- _TASK OBJECTIVE_
Select from the data all lines with the word "React".

- _RECORDS PROVIDED_
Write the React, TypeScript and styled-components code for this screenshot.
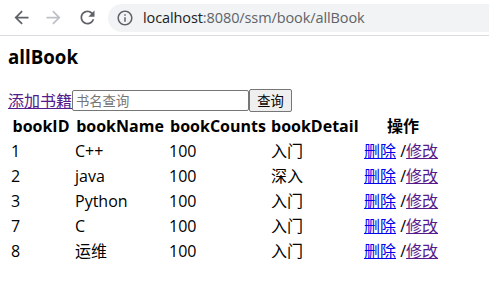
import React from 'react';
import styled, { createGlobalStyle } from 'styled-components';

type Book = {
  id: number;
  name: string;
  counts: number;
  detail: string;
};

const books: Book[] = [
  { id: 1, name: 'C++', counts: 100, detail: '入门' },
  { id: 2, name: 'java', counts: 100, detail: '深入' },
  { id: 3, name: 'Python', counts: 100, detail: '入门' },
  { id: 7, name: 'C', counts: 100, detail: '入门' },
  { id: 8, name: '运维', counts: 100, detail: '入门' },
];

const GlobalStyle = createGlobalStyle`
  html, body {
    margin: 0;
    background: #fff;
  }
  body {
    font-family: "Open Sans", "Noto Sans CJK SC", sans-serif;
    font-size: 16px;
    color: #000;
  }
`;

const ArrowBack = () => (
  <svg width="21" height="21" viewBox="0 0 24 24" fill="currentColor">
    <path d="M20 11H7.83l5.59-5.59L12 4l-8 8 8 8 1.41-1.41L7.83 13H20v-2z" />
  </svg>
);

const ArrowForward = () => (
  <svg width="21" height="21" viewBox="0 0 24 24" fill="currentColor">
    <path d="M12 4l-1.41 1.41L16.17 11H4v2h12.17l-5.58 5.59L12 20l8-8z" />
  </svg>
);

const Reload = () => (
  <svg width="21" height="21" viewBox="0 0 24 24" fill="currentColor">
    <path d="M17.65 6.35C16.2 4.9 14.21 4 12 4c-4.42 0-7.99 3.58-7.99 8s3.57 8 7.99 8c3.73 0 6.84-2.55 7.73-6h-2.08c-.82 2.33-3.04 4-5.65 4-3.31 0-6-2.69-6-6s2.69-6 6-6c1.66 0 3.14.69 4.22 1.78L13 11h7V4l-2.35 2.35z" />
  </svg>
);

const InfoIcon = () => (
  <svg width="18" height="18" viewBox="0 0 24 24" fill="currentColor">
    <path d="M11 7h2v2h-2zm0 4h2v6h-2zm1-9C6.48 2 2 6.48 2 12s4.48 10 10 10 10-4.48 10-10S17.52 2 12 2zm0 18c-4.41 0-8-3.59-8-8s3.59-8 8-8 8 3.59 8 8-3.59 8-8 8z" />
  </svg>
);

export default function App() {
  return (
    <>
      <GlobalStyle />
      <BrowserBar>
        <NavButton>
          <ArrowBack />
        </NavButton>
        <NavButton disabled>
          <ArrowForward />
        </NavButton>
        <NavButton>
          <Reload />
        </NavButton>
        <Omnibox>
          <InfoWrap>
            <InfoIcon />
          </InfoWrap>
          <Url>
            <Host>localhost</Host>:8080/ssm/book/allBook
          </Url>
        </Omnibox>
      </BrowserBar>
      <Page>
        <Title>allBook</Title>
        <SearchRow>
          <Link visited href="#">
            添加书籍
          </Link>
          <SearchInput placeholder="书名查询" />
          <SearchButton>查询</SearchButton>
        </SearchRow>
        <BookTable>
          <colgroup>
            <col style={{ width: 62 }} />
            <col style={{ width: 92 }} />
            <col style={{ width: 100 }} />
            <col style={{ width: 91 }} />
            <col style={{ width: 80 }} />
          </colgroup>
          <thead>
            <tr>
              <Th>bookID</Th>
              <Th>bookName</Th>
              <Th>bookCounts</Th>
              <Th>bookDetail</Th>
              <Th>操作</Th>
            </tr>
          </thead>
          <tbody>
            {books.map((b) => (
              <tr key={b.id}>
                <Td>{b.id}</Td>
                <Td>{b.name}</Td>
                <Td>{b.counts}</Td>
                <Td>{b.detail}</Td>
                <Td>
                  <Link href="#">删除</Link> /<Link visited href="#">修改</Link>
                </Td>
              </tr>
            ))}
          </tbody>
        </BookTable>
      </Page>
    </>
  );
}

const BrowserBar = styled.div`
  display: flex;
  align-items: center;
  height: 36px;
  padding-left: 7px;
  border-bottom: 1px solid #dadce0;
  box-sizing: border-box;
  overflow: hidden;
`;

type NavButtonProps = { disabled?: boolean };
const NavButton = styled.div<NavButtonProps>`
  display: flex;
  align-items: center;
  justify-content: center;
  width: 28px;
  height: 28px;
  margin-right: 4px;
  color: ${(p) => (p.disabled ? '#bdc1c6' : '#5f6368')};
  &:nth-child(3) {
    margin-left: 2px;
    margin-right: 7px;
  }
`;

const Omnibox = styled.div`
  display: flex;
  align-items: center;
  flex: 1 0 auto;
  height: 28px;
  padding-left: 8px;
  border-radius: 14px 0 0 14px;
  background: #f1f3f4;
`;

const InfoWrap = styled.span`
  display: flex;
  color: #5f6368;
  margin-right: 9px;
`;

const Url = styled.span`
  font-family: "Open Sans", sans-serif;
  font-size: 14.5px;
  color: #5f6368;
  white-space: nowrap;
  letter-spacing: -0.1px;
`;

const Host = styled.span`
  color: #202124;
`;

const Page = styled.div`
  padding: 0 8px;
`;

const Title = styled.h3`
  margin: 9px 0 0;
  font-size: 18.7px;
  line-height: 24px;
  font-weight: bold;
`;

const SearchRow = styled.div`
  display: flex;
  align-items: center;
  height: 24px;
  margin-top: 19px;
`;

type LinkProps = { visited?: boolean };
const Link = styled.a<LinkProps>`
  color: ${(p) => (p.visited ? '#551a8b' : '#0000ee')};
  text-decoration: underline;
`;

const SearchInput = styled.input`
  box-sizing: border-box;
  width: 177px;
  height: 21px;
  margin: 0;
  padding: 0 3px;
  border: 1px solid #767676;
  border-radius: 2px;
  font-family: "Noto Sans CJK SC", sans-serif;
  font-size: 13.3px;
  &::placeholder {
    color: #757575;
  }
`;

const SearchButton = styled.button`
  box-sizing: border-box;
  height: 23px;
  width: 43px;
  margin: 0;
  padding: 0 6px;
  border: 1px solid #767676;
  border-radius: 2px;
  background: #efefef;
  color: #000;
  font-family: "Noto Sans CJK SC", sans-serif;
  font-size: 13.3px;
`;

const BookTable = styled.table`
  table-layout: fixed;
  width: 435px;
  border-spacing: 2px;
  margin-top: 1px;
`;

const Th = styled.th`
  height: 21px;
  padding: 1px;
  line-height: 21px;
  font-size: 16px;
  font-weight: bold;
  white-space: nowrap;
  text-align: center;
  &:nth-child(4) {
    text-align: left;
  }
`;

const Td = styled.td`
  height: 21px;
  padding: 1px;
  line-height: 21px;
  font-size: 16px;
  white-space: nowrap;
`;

---

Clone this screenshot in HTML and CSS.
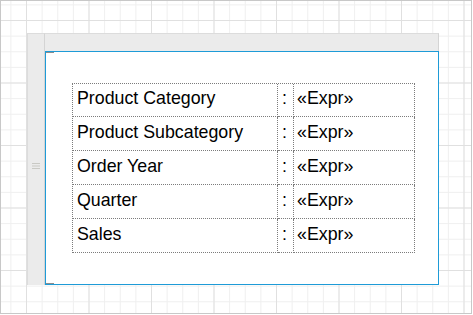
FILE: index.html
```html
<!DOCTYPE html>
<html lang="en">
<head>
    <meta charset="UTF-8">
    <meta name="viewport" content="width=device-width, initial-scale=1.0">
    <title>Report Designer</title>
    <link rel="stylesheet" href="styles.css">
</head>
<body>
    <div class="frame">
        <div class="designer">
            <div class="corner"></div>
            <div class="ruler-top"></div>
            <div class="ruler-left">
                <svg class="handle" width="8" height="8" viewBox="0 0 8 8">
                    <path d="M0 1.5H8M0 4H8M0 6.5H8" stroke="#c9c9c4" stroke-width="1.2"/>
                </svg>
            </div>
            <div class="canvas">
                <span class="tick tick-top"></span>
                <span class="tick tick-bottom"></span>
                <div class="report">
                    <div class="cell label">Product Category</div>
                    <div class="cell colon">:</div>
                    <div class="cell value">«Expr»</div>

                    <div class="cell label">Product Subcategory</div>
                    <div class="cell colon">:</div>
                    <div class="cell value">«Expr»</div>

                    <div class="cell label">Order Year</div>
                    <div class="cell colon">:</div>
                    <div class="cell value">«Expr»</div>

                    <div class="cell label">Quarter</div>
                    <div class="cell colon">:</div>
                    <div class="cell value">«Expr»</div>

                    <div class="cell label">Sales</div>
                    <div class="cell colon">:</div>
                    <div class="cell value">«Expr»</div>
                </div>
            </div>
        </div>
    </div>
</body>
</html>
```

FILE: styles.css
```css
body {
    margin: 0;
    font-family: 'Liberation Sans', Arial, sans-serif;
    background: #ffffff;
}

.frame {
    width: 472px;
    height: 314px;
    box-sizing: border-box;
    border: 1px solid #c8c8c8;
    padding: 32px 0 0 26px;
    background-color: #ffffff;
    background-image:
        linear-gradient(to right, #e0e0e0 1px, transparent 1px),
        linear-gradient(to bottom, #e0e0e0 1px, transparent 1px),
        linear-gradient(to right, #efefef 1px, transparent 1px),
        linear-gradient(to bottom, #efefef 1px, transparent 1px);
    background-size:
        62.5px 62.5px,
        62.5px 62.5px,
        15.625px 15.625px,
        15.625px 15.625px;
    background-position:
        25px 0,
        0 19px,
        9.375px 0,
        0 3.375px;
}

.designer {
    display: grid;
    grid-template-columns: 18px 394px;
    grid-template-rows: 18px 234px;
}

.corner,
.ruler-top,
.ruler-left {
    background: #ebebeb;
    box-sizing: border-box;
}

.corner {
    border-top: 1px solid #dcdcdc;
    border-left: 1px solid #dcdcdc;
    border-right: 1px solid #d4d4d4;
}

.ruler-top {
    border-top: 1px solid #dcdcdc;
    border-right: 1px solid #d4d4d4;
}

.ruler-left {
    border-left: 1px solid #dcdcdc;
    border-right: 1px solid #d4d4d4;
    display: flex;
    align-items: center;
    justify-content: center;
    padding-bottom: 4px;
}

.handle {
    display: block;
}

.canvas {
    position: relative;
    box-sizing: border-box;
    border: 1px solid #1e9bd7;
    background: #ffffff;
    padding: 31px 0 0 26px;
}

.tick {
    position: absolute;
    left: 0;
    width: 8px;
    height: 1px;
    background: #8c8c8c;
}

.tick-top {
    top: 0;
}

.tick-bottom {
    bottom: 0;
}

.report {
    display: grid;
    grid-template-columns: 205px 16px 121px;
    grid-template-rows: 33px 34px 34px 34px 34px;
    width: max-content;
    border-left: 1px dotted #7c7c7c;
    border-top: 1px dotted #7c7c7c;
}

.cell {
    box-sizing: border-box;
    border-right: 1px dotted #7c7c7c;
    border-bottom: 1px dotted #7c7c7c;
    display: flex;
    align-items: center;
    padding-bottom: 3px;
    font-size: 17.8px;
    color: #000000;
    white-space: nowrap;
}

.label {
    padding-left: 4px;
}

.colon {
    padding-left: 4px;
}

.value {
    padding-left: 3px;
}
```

- _FULL SOLUTION_
Write the React, TypeScript and styled-components code for this screenshot.
import React from 'react';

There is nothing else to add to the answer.